9. It is contended that without the aid of a provision like S. 431. Criminal Procedure Code, the appeal must be treated as continuing and it is pointed out that for this reason and for the additional reason that the powers of revision can be exercised suo motu this Court allowed legal representatives to continue to prosecute criminal revisions under S. 439 of the Code in (1959) 1 Suppl. SCR 63 and Pritam Singh v. State, (1950) SCR 453. It is urged that on a parity of reasoning this appeal can be continued by the heirs. It is not my purpose to consider, whether in the absence of any direct injury to the living every criminal proceeding must come to an end after the death of the accused whether before his conviction or after. But there must always be some discernible reason for permitting another person to continue an appeal whether civil or criminal after the death of the appellant. An appeal is not a heritable asset and does not devolve as a matter of course upon an executor or heir. Even under the Civil law an express provision is required for substitution of another person in the place of the person deceased before the appeal can be continued and this is again subject to whether the cause of action survives or not. The same principle is again to the forefront in S. 431 when it allows an appeal in respect of fine to be continued but not appeals involving imprisonment. The intention there too appears to be to afford only those persons a right whose interests are directly jeopardized by the judgment. In so far as personal punishment (other than a fine) is concerned that stands dissolved by the death of the offender and an appeal to get that punishment set aside becomes infructuous and abates.
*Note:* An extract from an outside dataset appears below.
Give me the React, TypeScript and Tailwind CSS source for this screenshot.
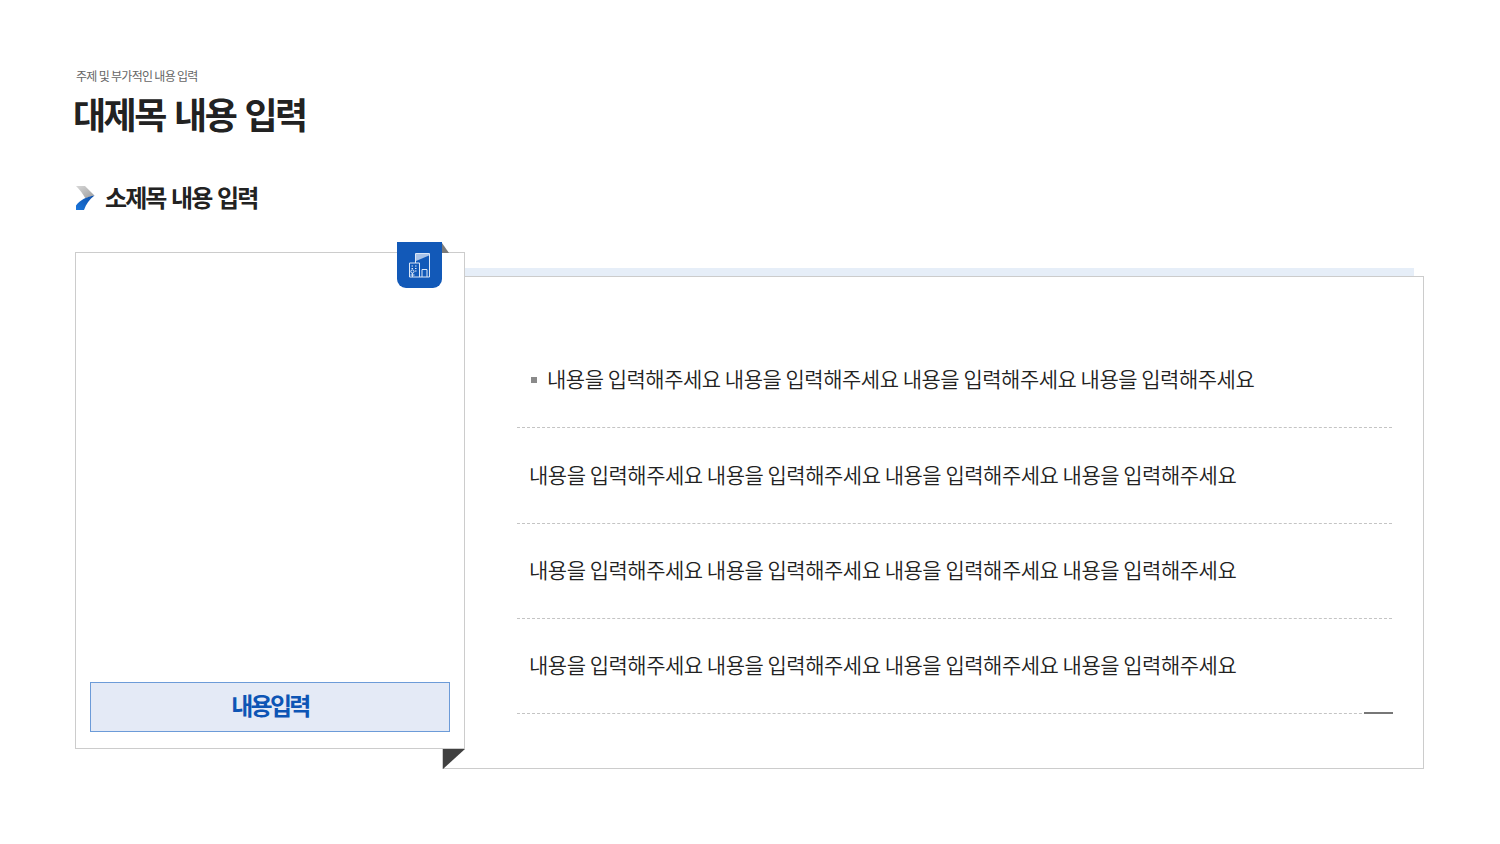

10. The only question in this case is whether the principle laid down in the two cases of this Court cited above should govern special appeals or the principle underlying S. 431. It may be said at once that the former is not a direct precedent applicable to the present matter because there is no analogy between an appeal by special leave and a revision under the Code. The latter can be suo motu but not the former. The petitioners claim that the father, if he were acquitted would have been entitled to claim his pay for period upto his death since on his conviction he was removed from service by the Government and the amount thus involved is ` 40,000/-. The petitioners say that if the appeal were now allowed they would be able to ask for this amount and in this way claim an interest in the appeal. This is not a case where the legal representatives after the death of the offender have to meet the liability of a fine or are required to protect the assets which they claim should reach them. This is a case where the petitioners claim to have the judgment of the High Court re-examined so that they may be able to prefer a claim to the salary to which their father would have been entitled if he had been acquitted of the criminal charge. In my judgment, no claim of the petitioners is directly jeopardized by the judgment. Their claim is dependent upon the administrative action of Government which may not proceed upon the result of the criminal prosecution. In other words, the claim on the strength of which the present petitioners seek to join in this appeal is too remote and not directly consequential upon the issue to be tried. The appeal was only concerned with the correctness or otherwise of the conviction and not with any monetary claims depending upon the result of the appeal. In such a situation the ordinary rule that a criminal proceedings against a person comes to an end on his demise must apply also to special appeals in this Court, such as this, even though the provisions of the Criminal Procedure Code may not be directly applicable.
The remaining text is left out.